COVID-19 pode alterar estruturas do cérebro

O córtex é a região do cérebro responsável por funções complexas como memória, atenção, consciência e linguagem. No estudo conduzido pela Unicamp, exames de imagem revelaram que algumas regiões do córtex dos voluntários tinham espessura menor do que a média observada nos controles – entre elas áreas relacionadas com a ansiedade.

Após seis meses, 642 participantes do estudo relataram sofrer com os sintomas tardios da doença, como fadiga/cansaço (59,5%), sonolência diurna (36,3%), alterações de memória (54,2%), dificuldade de concentração (47%) e para realizar as atividades diárias (23,5%). Além disso, 41,9% relataram sintomas de ansiedade.
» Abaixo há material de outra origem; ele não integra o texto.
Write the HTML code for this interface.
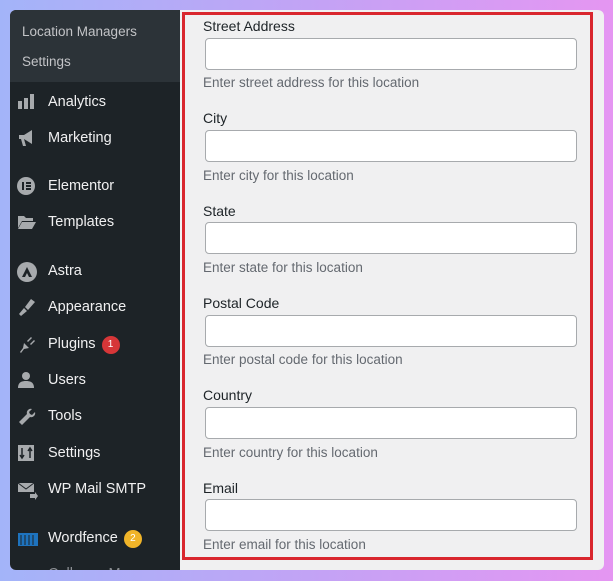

Outras regiões do cérebro, segundo o estudo, apresentavam aumento de tamanho, o que pode estar relacionado com o inchaço decorrente da infecção.

Novo coronavírus infecta células do tecido cerebral

Outro estudo comprovou que o vírus SARS-CoV-2 é capaz de infectar células do tecido cerebral tendo como principal alvo os astrócitos, células mais abundantes do sistema nervoso central que desempenham funções variadas, como oferecer sustentação e nutrientes para os neurônios e regular a concentração de neurotransmissões e de outras substâncias com potencial de interferir no funcionamento neuronal, como o potássio.

Portanto, além da perda do olfato, os pacientes podem sentir principalmente dores de cabeça crônica, sensação de fadiga no corpo, tontura, fraqueza generalizada e até mesmo ansiedade e depressão. A infecção por SARS-CoV-2 já demonstrou que estes são sintomas de longo prazo, mesmo após a resolução do quadro respiratório. Por enquanto, estudos apontam que são condições passageiras, mas que merecem atenção do paciente e acompanhamento médico.

Sem dúvida, a COVID-19 vem desafiando a ciência e esses estudos mostram que devemos dar uma atenção ao impacto da doença nas funções cerebrais.